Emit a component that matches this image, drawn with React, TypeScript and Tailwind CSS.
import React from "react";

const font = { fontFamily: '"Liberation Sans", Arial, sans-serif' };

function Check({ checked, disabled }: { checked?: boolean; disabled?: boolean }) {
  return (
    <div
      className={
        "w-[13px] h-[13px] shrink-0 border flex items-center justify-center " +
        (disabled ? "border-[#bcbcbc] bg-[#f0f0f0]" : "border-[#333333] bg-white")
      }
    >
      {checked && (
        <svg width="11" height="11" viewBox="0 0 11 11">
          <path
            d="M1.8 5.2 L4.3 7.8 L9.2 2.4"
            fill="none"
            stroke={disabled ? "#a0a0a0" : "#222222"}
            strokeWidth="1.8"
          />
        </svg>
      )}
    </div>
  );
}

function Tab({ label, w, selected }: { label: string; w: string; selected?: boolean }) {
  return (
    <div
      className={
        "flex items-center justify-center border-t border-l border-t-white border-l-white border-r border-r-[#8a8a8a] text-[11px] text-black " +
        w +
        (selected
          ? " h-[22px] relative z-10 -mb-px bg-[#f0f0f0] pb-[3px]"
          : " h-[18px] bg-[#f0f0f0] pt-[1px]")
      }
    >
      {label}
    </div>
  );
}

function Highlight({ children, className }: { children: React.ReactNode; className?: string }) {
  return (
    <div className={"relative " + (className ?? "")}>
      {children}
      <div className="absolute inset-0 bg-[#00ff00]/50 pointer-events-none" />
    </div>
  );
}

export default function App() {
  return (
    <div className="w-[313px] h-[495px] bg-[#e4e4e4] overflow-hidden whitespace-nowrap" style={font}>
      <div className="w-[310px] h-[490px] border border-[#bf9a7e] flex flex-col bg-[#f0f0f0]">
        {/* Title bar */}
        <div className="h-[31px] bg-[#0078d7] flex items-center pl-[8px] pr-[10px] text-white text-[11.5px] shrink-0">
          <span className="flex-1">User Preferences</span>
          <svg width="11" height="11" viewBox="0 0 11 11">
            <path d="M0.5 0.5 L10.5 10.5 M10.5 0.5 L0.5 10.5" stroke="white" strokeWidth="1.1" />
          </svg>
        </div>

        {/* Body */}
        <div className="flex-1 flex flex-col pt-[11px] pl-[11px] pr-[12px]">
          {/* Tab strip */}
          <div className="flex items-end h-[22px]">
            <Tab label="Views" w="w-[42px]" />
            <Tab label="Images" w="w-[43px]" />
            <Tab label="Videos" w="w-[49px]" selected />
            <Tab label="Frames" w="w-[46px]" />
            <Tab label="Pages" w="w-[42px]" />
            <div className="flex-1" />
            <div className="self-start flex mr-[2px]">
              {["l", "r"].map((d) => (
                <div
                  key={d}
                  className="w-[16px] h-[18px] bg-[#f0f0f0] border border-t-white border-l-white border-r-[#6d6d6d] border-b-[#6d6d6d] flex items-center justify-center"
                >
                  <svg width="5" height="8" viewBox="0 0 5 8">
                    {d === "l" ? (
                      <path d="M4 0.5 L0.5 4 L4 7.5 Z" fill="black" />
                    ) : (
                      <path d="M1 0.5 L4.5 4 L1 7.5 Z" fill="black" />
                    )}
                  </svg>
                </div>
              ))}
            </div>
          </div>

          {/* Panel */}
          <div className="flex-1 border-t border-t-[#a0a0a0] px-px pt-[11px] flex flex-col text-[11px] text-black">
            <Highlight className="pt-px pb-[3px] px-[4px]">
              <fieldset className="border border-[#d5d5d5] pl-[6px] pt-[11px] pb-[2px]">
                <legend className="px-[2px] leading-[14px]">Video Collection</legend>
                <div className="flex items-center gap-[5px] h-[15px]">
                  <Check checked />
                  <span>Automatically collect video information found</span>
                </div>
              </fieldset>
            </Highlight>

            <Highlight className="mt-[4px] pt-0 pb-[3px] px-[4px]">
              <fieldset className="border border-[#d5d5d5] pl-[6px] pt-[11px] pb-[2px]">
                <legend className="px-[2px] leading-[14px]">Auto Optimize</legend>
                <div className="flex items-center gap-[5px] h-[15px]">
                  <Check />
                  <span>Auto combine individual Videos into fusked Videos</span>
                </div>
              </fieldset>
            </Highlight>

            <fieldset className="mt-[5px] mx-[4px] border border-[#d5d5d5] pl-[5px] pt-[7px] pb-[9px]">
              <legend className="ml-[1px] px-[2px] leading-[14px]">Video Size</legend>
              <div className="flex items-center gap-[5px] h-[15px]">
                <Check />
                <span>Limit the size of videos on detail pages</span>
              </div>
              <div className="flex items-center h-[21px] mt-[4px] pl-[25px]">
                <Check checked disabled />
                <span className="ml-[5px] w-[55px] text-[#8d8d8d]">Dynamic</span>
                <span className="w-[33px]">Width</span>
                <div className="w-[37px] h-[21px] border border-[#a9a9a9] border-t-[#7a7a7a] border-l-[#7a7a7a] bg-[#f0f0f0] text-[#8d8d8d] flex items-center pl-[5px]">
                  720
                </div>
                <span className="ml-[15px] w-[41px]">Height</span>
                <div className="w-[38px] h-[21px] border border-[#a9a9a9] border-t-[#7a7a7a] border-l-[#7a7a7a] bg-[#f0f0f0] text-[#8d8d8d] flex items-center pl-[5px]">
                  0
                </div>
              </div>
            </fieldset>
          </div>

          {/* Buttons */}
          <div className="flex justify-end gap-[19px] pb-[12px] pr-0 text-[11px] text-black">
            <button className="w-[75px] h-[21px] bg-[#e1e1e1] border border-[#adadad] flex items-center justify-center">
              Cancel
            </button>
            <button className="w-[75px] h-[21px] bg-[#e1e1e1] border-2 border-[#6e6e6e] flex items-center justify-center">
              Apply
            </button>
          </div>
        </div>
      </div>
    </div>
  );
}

* * * *

Your task is to transcribe the listing above in full, exactly as given.

## COMPLETE ANSWER
Emit a component that matches this image, drawn with React, TypeScript and Tailwind CSS.
import React from "react";

const font = { fontFamily: '"Liberation Sans", Arial, sans-serif' };

function Check({ checked, disabled }: { checked?: boolean; disabled?: boolean }) {
  return (
    <div
      className={
        "w-[13px] h-[13px] shrink-0 border flex items-center justify-center " +
        (disabled ? "border-[#bcbcbc] bg-[#f0f0f0]" : "border-[#333333] bg-white")
      }
    >
      {checked && (
        <svg width="11" height="11" viewBox="0 0 11 11">
          <path
            d="M1.8 5.2 L4.3 7.8 L9.2 2.4"
            fill="none"
            stroke={disabled ? "#a0a0a0" : "#222222"}
            strokeWidth="1.8"
          />
        </svg>
      )}
    </div>
  );
}

function Tab({ label, w, selected }: { label: string; w: string; selected?: boolean }) {
  return (
    <div
      className={
        "flex items-center justify-center border-t border-l border-t-white border-l-white border-r border-r-[#8a8a8a] text-[11px] text-black " +
        w +
        (selected
          ? " h-[22px] relative z-10 -mb-px bg-[#f0f0f0] pb-[3px]"
          : " h-[18px] bg-[#f0f0f0] pt-[1px]")
      }
    >
      {label}
    </div>
  );
}

function Highlight({ children, className }: { children: React.ReactNode; className?: string }) {
  return (
    <div className={"relative " + (className ?? "")}>
      {children}
      <div className="absolute inset-0 bg-[#00ff00]/50 pointer-events-none" />
    </div>
  );
}

export default function App() {
  return (
    <div className="w-[313px] h-[495px] bg-[#e4e4e4] overflow-hidden whitespace-nowrap" style={font}>
      <div className="w-[310px] h-[490px] border border-[#bf9a7e] flex flex-col bg-[#f0f0f0]">
        {/* Title bar */}
        <div className="h-[31px] bg-[#0078d7] flex items-center pl-[8px] pr-[10px] text-white text-[11.5px] shrink-0">
          <span className="flex-1">User Preferences</span>
          <svg width="11" height="11" viewBox="0 0 11 11">
            <path d="M0.5 0.5 L10.5 10.5 M10.5 0.5 L0.5 10.5" stroke="white" strokeWidth="1.1" />
          </svg>
        </div>

        {/* Body */}
        <div className="flex-1 flex flex-col pt-[11px] pl-[11px] pr-[12px]">
          {/* Tab strip */}
          <div className="flex items-end h-[22px]">
            <Tab label="Views" w="w-[42px]" />
            <Tab label="Images" w="w-[43px]" />
            <Tab label="Videos" w="w-[49px]" selected />
            <Tab label="Frames" w="w-[46px]" />
            <Tab label="Pages" w="w-[42px]" />
            <div className="flex-1" />
            <div className="self-start flex mr-[2px]">
              {["l", "r"].map((d) => (
                <div
                  key={d}
                  className="w-[16px] h-[18px] bg-[#f0f0f0] border border-t-white border-l-white border-r-[#6d6d6d] border-b-[#6d6d6d] flex items-center justify-center"
                >
                  <svg width="5" height="8" viewBox="0 0 5 8">
                    {d === "l" ? (
                      <path d="M4 0.5 L0.5 4 L4 7.5 Z" fill="black" />
                    ) : (
                      <path d="M1 0.5 L4.5 4 L1 7.5 Z" fill="black" />
                    )}
                  </svg>
                </div>
              ))}
            </div>
          </div>

          {/* Panel */}
          <div className="flex-1 border-t border-t-[#a0a0a0] px-px pt-[11px] flex flex-col text-[11px] text-black">
            <Highlight className="pt-px pb-[3px] px-[4px]">
              <fieldset className="border border-[#d5d5d5] pl-[6px] pt-[11px] pb-[2px]">
                <legend className="px-[2px] leading-[14px]">Video Collection</legend>
                <div className="flex items-center gap-[5px] h-[15px]">
                  <Check checked />
                  <span>Automatically collect video information found</span>
                </div>
              </fieldset>
            </Highlight>

            <Highlight className="mt-[4px] pt-0 pb-[3px] px-[4px]">
              <fieldset className="border border-[#d5d5d5] pl-[6px] pt-[11px] pb-[2px]">
                <legend className="px-[2px] leading-[14px]">Auto Optimize</legend>
                <div className="flex items-center gap-[5px] h-[15px]">
                  <Check />
                  <span>Auto combine individual Videos into fusked Videos</span>
                </div>
              </fieldset>
            </Highlight>

            <fieldset className="mt-[5px] mx-[4px] border border-[#d5d5d5] pl-[5px] pt-[7px] pb-[9px]">
              <legend className="ml-[1px] px-[2px] leading-[14px]">Video Size</legend>
              <div className="flex items-center gap-[5px] h-[15px]">
                <Check />
                <span>Limit the size of videos on detail pages</span>
              </div>
              <div className="flex items-center h-[21px] mt-[4px] pl-[25px]">
                <Check checked disabled />
                <span className="ml-[5px] w-[55px] text-[#8d8d8d]">Dynamic</span>
                <span className="w-[33px]">Width</span>
                <div className="w-[37px] h-[21px] border border-[#a9a9a9] border-t-[#7a7a7a] border-l-[#7a7a7a] bg-[#f0f0f0] text-[#8d8d8d] flex items-center pl-[5px]">
                  720
                </div>
                <span className="ml-[15px] w-[41px]">Height</span>
                <div className="w-[38px] h-[21px] border border-[#a9a9a9] border-t-[#7a7a7a] border-l-[#7a7a7a] bg-[#f0f0f0] text-[#8d8d8d] flex items-center pl-[5px]">
                  0
                </div>
              </div>
            </fieldset>
          </div>

          {/* Buttons */}
          <div className="flex justify-end gap-[19px] pb-[12px] pr-0 text-[11px] text-black">
            <button className="w-[75px] h-[21px] bg-[#e1e1e1] border border-[#adadad] flex items-center justify-center">
              Cancel
            </button>
            <button className="w-[75px] h-[21px] bg-[#e1e1e1] border-2 border-[#6e6e6e] flex items-center justify-center">
              Apply
            </button>
          </div>
        </div>
      </div>
    </div>
  );
}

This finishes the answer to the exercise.